The ruling comes in an era with inequality not seen since the Gilded Age and growing. When more and more sectors are highly concentrated with a few big players, often acting in concert, who write or heavily influence any regulation that pertains to them.

We already have the government that big money buys. McCutcheon ensures that it will be immune from laws to roll back a situation that to people of my generation and older, who lived in a very different country, can only be described as un-American.

Interestingly, the ruling comes after the publication of the most important business book of the year, Thomas Piketty’s Capital in the Twenty-First Century. Based on deep research on the United States and elsewhere, he argues that the golden age of the American middle class, from 1945 to 1974, was an anomaly. Instead, the world is returning to the dynastic wealth that was the norm through history — and it is being driven by the oligarchs’ control over politics.

He writes that “forces of divergence can at any point regain the upper hand, as seems to be happening now, at the beginning of the twenty-first century…The consequences for the long-term dynamics of the wealth distribution are potentially terrifying” if these trends continue. (You can read reviews of the book here).

So if you were worried about how Big Finance brought the world to the brink of collapse, privatizing their profits while socializing their losses through taxpayer bailouts and getting away with it… Or how an elite increasingly expands its control of wealth by “rents” and financial hustles instead of funding productive enterprises that create jobs… Or how the fossil fuel industry buys public policy to heavily subsidize its business while socializing the costs of climate change — just wait.

McCutcheon doesn’t mean that the average small or even medium-sized businesses will “get government off their backs.” Far from it. Multinationals and consolidated sectors operate by different rules and objectives.

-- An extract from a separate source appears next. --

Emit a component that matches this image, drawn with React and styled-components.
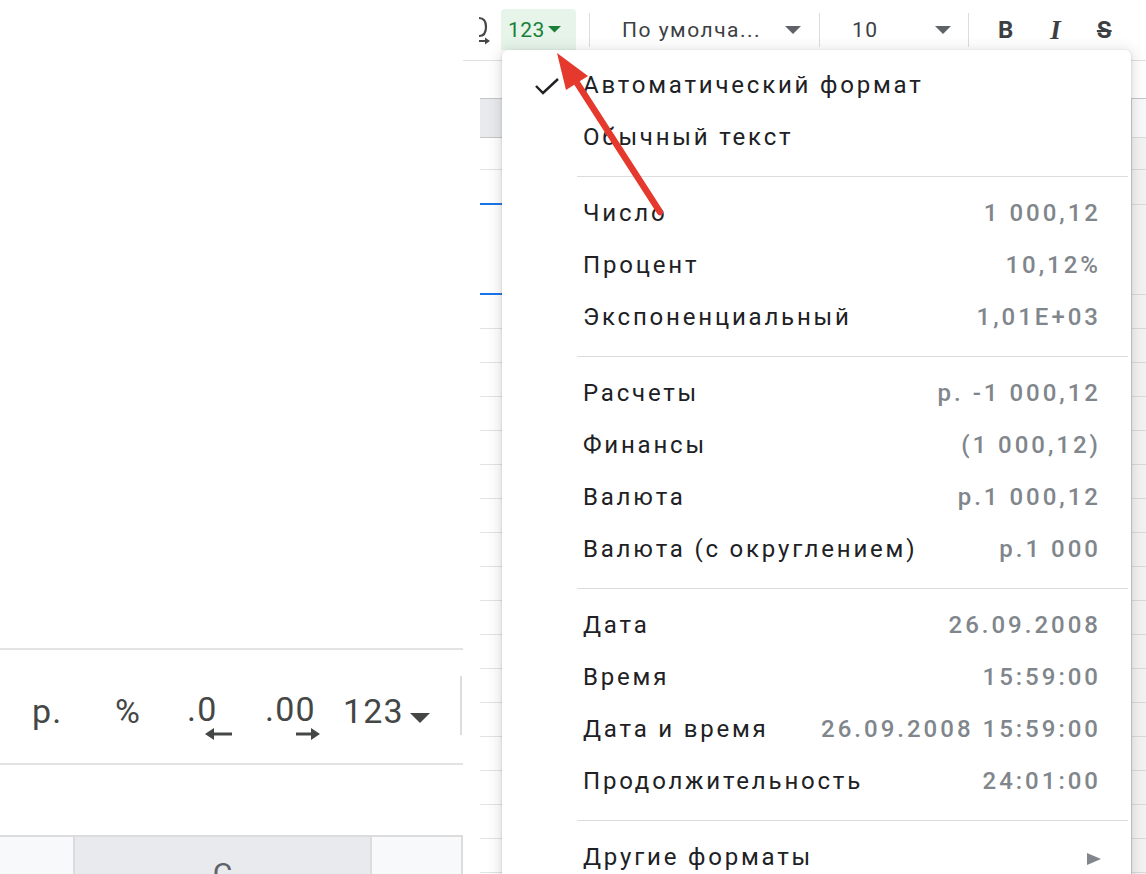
import React from "react";
import styled, { createGlobalStyle } from "styled-components";

const GlobalStyle = createGlobalStyle`
  html, body { margin: 0; padding: 0; background: #fff; }
  body { font-family: Roboto, "Noto Sans", Arial, sans-serif; color: #202124; }
  * { box-sizing: border-box; }
`;

const Page = styled.div`
  position: relative;
  width: 1146px;
  height: 874px;
  overflow: hidden;
  display: flex;
  background: #fff;
`;

/* ---------- left: zoomed crop of the toolbar ---------- */

const LeftPane = styled.div`
  width: 463px;
  flex-shrink: 0;
  display: flex;
  flex-direction: column;
`;

const Blank = styled.div`
  flex: 1;
`;

const BigToolbar = styled.div`
  height: 117px;
  border-top: 2px solid #e3e3e3;
  border-bottom: 2px solid #e3e3e3;
  display: flex;
  align-items: center;
  padding: 8px 0 0 32px;
  font-size: 34px;
  letter-spacing: 1.2px;
  color: #444746;
`;

const BigButton = styled.div`
  width: ${(p) => p.w}px;
  flex-shrink: 0;
  display: flex;
  align-items: center;
`;

const DecimalIcon = styled.div`
  display: flex;
  flex-direction: column;
  align-items: flex-start;
  line-height: 1;
  margin-top: 12px;

  svg {
    margin-left: ${(p) => p.arrowAt}px;
    margin-top: 1px;
  }
`;

const BigSep = styled.div`
  width: 2px;
  height: 59px;
  background: #dadce0;
  margin-top: -10px;
`;

const BlankGap = styled.div`
  height: 70px;
`;

const BigHeader = styled.div`
  height: 39px;
  display: flex;
  border-top: 2px solid #dcdcdc;
  background: #f8f9fa;
`;

const HeadCell = styled.div`
  width: ${(p) => (p.w ? `${p.w}px` : "auto")};
  flex: ${(p) => (p.w ? "none" : 1)};
  background: ${(p) => (p.active ? "#e8eaed" : "#f8f9fa")};
  border-right: 2px solid #dcdcdc;
  text-align: center;
  font-size: 30px;
  line-height: 30px;
  padding-top: 22px;
  color: #5f6368;
  overflow: hidden;
`;

/* ---------- right: sheet with the format menu ---------- */

const RightPane = styled.div`
  flex: 1;
  display: flex;
  flex-direction: column;
`;

const TopBar = styled.div`
  height: 61px;
  flex-shrink: 0;
  border-bottom: 1px solid #e0e0e0;
  display: flex;
  align-items: center;
  font-size: 21px;
  letter-spacing: 1.5px;
  color: #3c4043;
`;

const ClipIcon = styled.svg`
  margin-left: 10px;
  flex-shrink: 0;
`;

const FormatButton = styled.div`
  align-self: flex-start;
  margin: 9px 0 0 10px;
  width: 75px;
  height: 41px;
  padding-left: 7px;
  border-radius: 4px 4px 0 0;
  background: #e6f4ea;
  color: #188038;
  display: flex;
  align-items: center;
  gap: 3px;
  letter-spacing: 0.5px;
`;

const BarSep = styled.div`
  width: 1px;
  height: 34px;
  background: #dadce0;
  margin-left: ${(p) => p.ml}px;
`;

const Select = styled.div`
  margin-left: 32px;
  width: ${(p) => p.w}px;
  display: flex;
  align-items: center;
  justify-content: space-between;
  padding-right: 5px;
`;

const StyleBtn = styled.div`
  margin-left: ${(p) => p.ml}px;
  font-size: 24px;
  color: #3c4043;
  letter-spacing: 0;
`;

const BoldText = styled.span`
  font-weight: 700;
`;

const ItalicText = styled.span`
  font-family: "Liberation Serif", serif;
  font-style: italic;
  font-weight: 700;
  font-size: 27px;
`;

const StrikeText = styled.span`
  font-weight: 700;
  text-decoration: line-through;
  text-decoration-thickness: 2px;
`;

const Sheet = styled.div`
  flex: 1;
  display: flex;
  flex-direction: column;
  padding-top: 37px;
`;

const Row = styled.div`
  height: ${(p) => p.h}px;
  flex-shrink: 0;
  display: flex;
  margin-left: 17px;
  border-top: ${(p) => (p.header ? "1px solid #c4c7c5" : "none")};
`;

const MainCell = styled.div`
  flex: 1;
  background: ${(p) => (p.header ? "#e8eaed" : "#fff")};
  border-bottom: ${(p) => (p.blue ? "2px solid #1a73e8" : p.header ? "1px solid #c4c7c5" : "1px solid #e2e3e3")};
`;

const EdgeCell = styled.div`
  width: 15px;
  background: ${(p) => (p.header ? "#f8f9fa" : "#f3f3f3")};
  border-left: 1px solid #d6d6d6;
  border-bottom: 1px solid #dadada;
`;

/* ---------- the dropdown menu ---------- */

const Menu = styled.div`
  position: absolute;
  left: 502px;
  top: 50px;
  width: 629px;
  height: 880px;
  padding-top: 9px;
  background: #fff;
  border-radius: 6px;
  box-shadow: 0 2px 14px 2px rgba(60, 64, 67, 0.16), 0 1px 3px rgba(60, 64, 67, 0.2);
  z-index: 2;
`;

const MenuItem = styled.div`
  position: relative;
  height: 52px;
  display: flex;
  align-items: center;
  padding: 0 33px 0 81px;
  font-size: 24px;
  letter-spacing: 2.8px;
`;

const ItemLabel = styled.span`
  color: #202124;
`;

const ItemValue = styled.span`
  margin-left: auto;
  margin-right: -3px;
  color: #80868b;
  font-weight: 500;
  letter-spacing: 3px;
`;

const CheckMark = styled.svg`
  position: absolute;
  left: 32px;
  top: 18px;
`;

const MenuSep = styled.div`
  height: 1px;
  background: #dadce0;
  margin: 13px 3px 10px 75px;
`;

const Overlay = styled.svg`
  position: absolute;
  left: 0;
  top: 0;
  z-index: 3;
  pointer-events: none;
`;

const sections = [
  [{ label: "Автоматический формат", checked: true }, { label: "Обычный текст" }],
  [
    { label: "Число", value: "1 000,12" },
    { label: "Процент", value: "10,12%" },
    { label: "Экспоненциальный", value: "1,01E+03" },
  ],
  [
    { label: "Расчеты", value: "р. -1 000,12" },
    { label: "Финансы", value: "(1 000,12)" },
    { label: "Валюта", value: "р.1 000,12" },
    { label: "Валюта (с округлением)", value: "р.1 000" },
  ],
  [
    { label: "Дата", value: "26.09.2008" },
    { label: "Время", value: "15:59:00" },
    { label: "Дата и время", value: "26.09.2008 15:59:00" },
    { label: "Продолжительность", value: "24:01:00" },
  ],
  [{ label: "Другие форматы", submenu: true }],
];

// row heights of the sheet below the toolbar; blue marks the selection edges
const rows = [
  { h: 40, header: true },
  { h: 32 },
  { h: 35, blue: true },
  { h: 90, blue: true },
  ...Array.from({ length: 18 }, () => ({ h: 34 })),
];

const Caret = ({ size = 14, color = "#5f6368" }) => (
  <svg width={size} height={size / 2} viewBox="0 0 10 5">
    <path d="M0 0 L10 0 L5 5 Z" fill={color} />
  </svg>
);

const ArrowLeft = () => (
  <svg width="28" height="14" viewBox="0 0 28 14">
    <path d="M6 7 H27" stroke="#444746" strokeWidth="3" />
    <path d="M0 7 L9 1 L9 13 Z" fill="#444746" />
  </svg>
);

const ArrowRight = () => (
  <svg width="24" height="14" viewBox="0 0 24 14">
    <path d="M0 7 H18" stroke="#444746" strokeWidth="3" />
    <path d="M24 7 L15 1 L15 13 Z" fill="#444746" />
  </svg>
);

export default function App() {
  return (
    <Page>
      <GlobalStyle />

      <LeftPane>
        <Blank />
        <BigToolbar>
          <BigButton w={83}>р.</BigButton>
          <BigButton w={72}>%</BigButton>
          <BigButton w={78}>
            <DecimalIcon arrowAt={18}>
              <span>.0</span>
              <ArrowLeft />
            </DecimalIcon>
          </BigButton>
          <BigButton w={78}>
            <DecimalIcon arrowAt={31}>
              <span>.00</span>
              <ArrowRight />
            </DecimalIcon>
          </BigButton>
          <BigButton w={117}>
            123
            <span style={{ marginLeft: 6 }}>
              <Caret size={20} color="#444746" />
            </span>
          </BigButton>
          <BigSep />
        </BigToolbar>
        <BlankGap />
        <BigHeader>
          <HeadCell w={75} />
          <HeadCell w={297} active>
            C
          </HeadCell>
          <HeadCell />
        </BigHeader>
      </LeftPane>

      <RightPane>
        <TopBar>
          {/* right edge of the "increase decimals" icon, cut by the crop */}
          <ClipIcon width="18" height="32" viewBox="0 0 18 32">
            <path d="M6 4 C12 4 13 9 13 13 C13 17 12 22 6 22" fill="none" stroke="#444746" strokeWidth="2.2" />
            <path d="M6 27 H14" stroke="#444746" strokeWidth="2" />
            <path d="M17 27 L12 23.5 L12 30.5 Z" fill="#444746" />
          </ClipIcon>
          <FormatButton>
            123
            <Caret size={13} color="#188038" />
          </FormatButton>
          <BarSep ml={13} />
          <Select w={184}>
            <span>По умолча...</span>
            <Caret size={16} />
          </Select>
          <BarSep ml={13} />
          <Select w={104}>
            <span>10</span>
            <Caret size={16} />
          </Select>
          <BarSep ml={12} />
          <StyleBtn ml={29}>
            <BoldText>B</BoldText>
          </StyleBtn>
          <StyleBtn ml={37}>
            <ItalicText>I</ItalicText>
          </StyleBtn>
          <StyleBtn ml={36}>
            <StrikeText>S</StrikeText>
          </StyleBtn>
        </TopBar>

        <Sheet>
          {rows.map((r, i) => (
            <Row key={i} h={r.h} header={r.header}>
              <MainCell header={r.header} blue={r.blue} />
              <EdgeCell header={r.header} />
            </Row>
          ))}
        </Sheet>
      </RightPane>

      <Menu>
        {sections.map((items, si) => (
          <React.Fragment key={si}>
            {si > 0 && <MenuSep />}
            {items.map((it) => (
              <MenuItem key={it.label}>
                {it.checked && (
                  <CheckMark width="26" height="18" viewBox="0 0 26 18">
                    <path d="M2 9 L9 16 L24 2" fill="none" stroke="#202124" strokeWidth="2.4" />
                  </CheckMark>
                )}
                <ItemLabel>{it.label}</ItemLabel>
                {it.value && <ItemValue>{it.value}</ItemValue>}
                {it.submenu && (
                  <ItemValue>
                    <svg width="14" height="12" viewBox="0 0 14 12">
                      <path d="M0 0 L14 6 L0 12 Z" fill="#80868b" />
                    </svg>
                  </ItemValue>
                )}
              </MenuItem>
            ))}
          </React.Fragment>
        ))}
      </Menu>

      {/* red annotation arrow pointing at the 123 button */}
      <Overlay width="1146" height="874">
        <path d="M660 212 L577 83" stroke="#e5392d" strokeWidth="6.5" strokeLinecap="round" />
        <path d="M557 53 L588 76 L566 90 Z" fill="#e5392d" />
      </Overlay>
    </Page>
  );
}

Among them are to stamp out smaller competitors, sandbag innovations that might undermine their commanding positions and ensure prohibitive costs of entry to new competitors.

Through their vast sums of campaign contributions, they have the ears of politicians and control of regulators. The era of big government is not over. Bought big government is in charge. Big business and big government operate together, picking winners and losers, attempting to freeze their power and privileges in place.

Every community has felt this, as local businesses have been snapped up thanks to lax antitrust reviews or factories closed because of self-dealing trade agreements. But just wait. Plutocrats such as the fossil-fuel baron Koch brothers now feel so empowered that they can meddle in something as seemingly benign and small-time as a bus proposal in Nashville — to torpedo mass transit.

For those of us who believe that capitalism means competition, choice, new ideas, a real if imperfect meritocracy and a system, for all its flaws, that ensures ever rising opportunities for those willing to work hard — that’s in the rearview mirror. That capitalism depended on real checks and balances, including government of the people, marketplace pluralism and competition, and unions.

Instead, McCutcheon-style “capitalism” will be pretty much what critics on the (real) left have always claimed it to be: plutocracy ruling through a fixed market, whatever the accompanying slogans of “freedom.

Now the only answer is a constitutional amendment.